We need change. We've been promised it for decades, and none have delivered. It is now the moment when change is an imperative.
Be that change.
Just a thought.
2 comments:
A short comment on Change...
As a nation we have moved right since Johnson created both the Great Society programs and signed the Civil Rights act. It wasn't a sudden lurch. Nixon created the EPA. But even Jimmy Carter tended to look for "Conservative Solutions" in his reaction to the oil embargo rather than look for liberal solutions.
Reagan changed the face of Conservativism forever, enshrining Corporatism under the mask of Capitalism. (Real Free Market Capitalism is dead as U.S. Grant) Even Bill Clinton was a classic conservative in the manner of Eisenhower or Teddy Roosevelt.
This country after 30 years of Conservative domination has moved very far to the right. Obama's Health Care Legislation and banking regulation has shifted the pendulum back the other way. But we are still close to the top of the swing. The movement is very slow and the changes small.

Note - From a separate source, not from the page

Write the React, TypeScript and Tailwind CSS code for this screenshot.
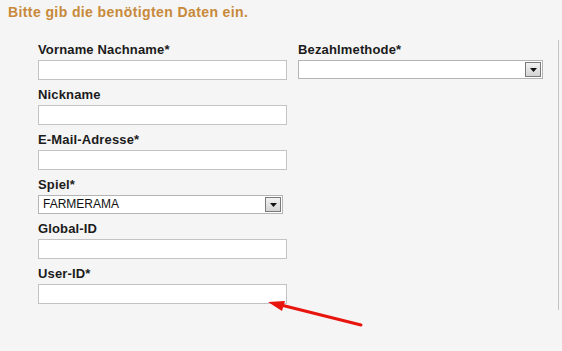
import React from 'react';

function DropButton() {
  return (
    <div className="absolute right-[1px] top-[1px] w-[16px] h-[15px] border border-[#7a7a7a] bg-gradient-to-b from-[#f2f2f2] to-[#d4d4d4] flex items-center justify-center">
      <svg width="7" height="4" viewBox="0 0 7 4">
        <path d="M0 0 H7 L3.5 4 Z" fill="#111" />
      </svg>
    </div>
  );
}

function Field({ label, select, value }: { label: string; select?: boolean; value?: string }) {
  return (
    <div className="mb-[7px]">
      <div className="text-[13px] leading-[15px] font-bold tracking-[0.15px] text-[#1b1b1b] mb-[3px]">{label}</div>
      {select ? (
        <div className="relative w-[245px] h-[19px] border border-[#b4b4b4] bg-white text-[12px] leading-[17px] text-[#111] pl-[4px]">
          {value}
          <DropButton />
        </div>
      ) : (
        <div className="w-[249px] h-[20px] border border-[#c3c3c3] bg-white" />
      )}
    </div>
  );
}

export default function App() {
  return (
    <div className="relative w-[562px] h-[351px] bg-[#f5f5f5] font-['Liberation_Sans',Arial,sans-serif]">
      <h1 className="pl-[8px] pt-[4px] text-[14px] leading-[16px] font-bold tracking-[0.4px] text-[#c8893a]">
        Bitte gib die benötigten Daten ein.
      </h1>

      {/* Formular */}
      <div className="mt-[20px] w-[559px] h-[270px] border-r border-[#c4c4c4] flex gap-[11px] pl-[38px] pt-[2px]">
        <div className="flex flex-col w-[249px]">
          <Field label="Vorname Nachname*" />
          <Field label="Nickname" />
          <Field label="E-Mail-Adresse*" />
          <Field label="Spiel*" select value="FARMERAMA" />
          <Field label="Global-ID" />
          <Field label="User-ID*" />
        </div>
        <div className="w-[245px]">
          <Field label="Bezahlmethode*" select />
        </div>
      </div>

      {/* Pfeil */}
      <svg className="absolute left-0 top-0 pointer-events-none" width="562" height="351">
        <line x1="361" y1="325" x2="281" y2="305" stroke="#e8150f" strokeWidth="3" strokeLinecap="round" />
        <polygon points="268,302 285,301 282,311" fill="#e8150f" />
      </svg>
    </div>
  );
}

It would be gratifying to see huge changes, but that won't happen. As a nation we are polarized. Only about 39% of Americans vote reliably outside a Presidential election. They keep Congress split and unable to create substantive change. We just have to keep fighting and working to make more little changes.
I agree Frank, but think the situation is more dire than you have stated. While it is true that we have had 30 plus years of ever increasing conservatism, the Obama administration has only further enshrined corporatism, elevating it to entirely new powers with ObamaCare, and his carbon-copy enforcement of some of the worst of the immediately prior president's policies.
We have two hot wars, another on the way, and health care fixes that did nothing to correct the problem, but expanded the worst of the insurance mess, enshrining failure to have insurance as a criminal offense. At the same time, runaway costs were not addressed.
We have not had the pendulum swing at all. We have nationalized the banks, which merely is an official recognition that finance and insurance corporations really are running the government through the Federal Reserve, and related corporations. We have corporate speech elevated as more worthy of protection than the speech of human citizens. We have got window dressing, when we needed to break the walls down that were put in place by decades of ever increasing corporatism.
Our country is no longer a nation of, by and for the people, but of, by and for the corporation.
Even Reagan would not look on these developments as a good thing. At least, that is my hope, because Reagan did, on occasion, pull the crazies back from their wildest policies. Of course, those same crazies just took over the WH a few terms later. Just ask Ray McGovern, former CIA officer who has spoken often of the 'crazies.'
As for the banking reform, most of the real guts of the reform were ripped out, and the banks wrote the rest. The result will be not a return to the securities that Glass-Steagall (sp?) gave us, but the insecurity of ripping those protections out of the Code under the Clinton and Bush administrations.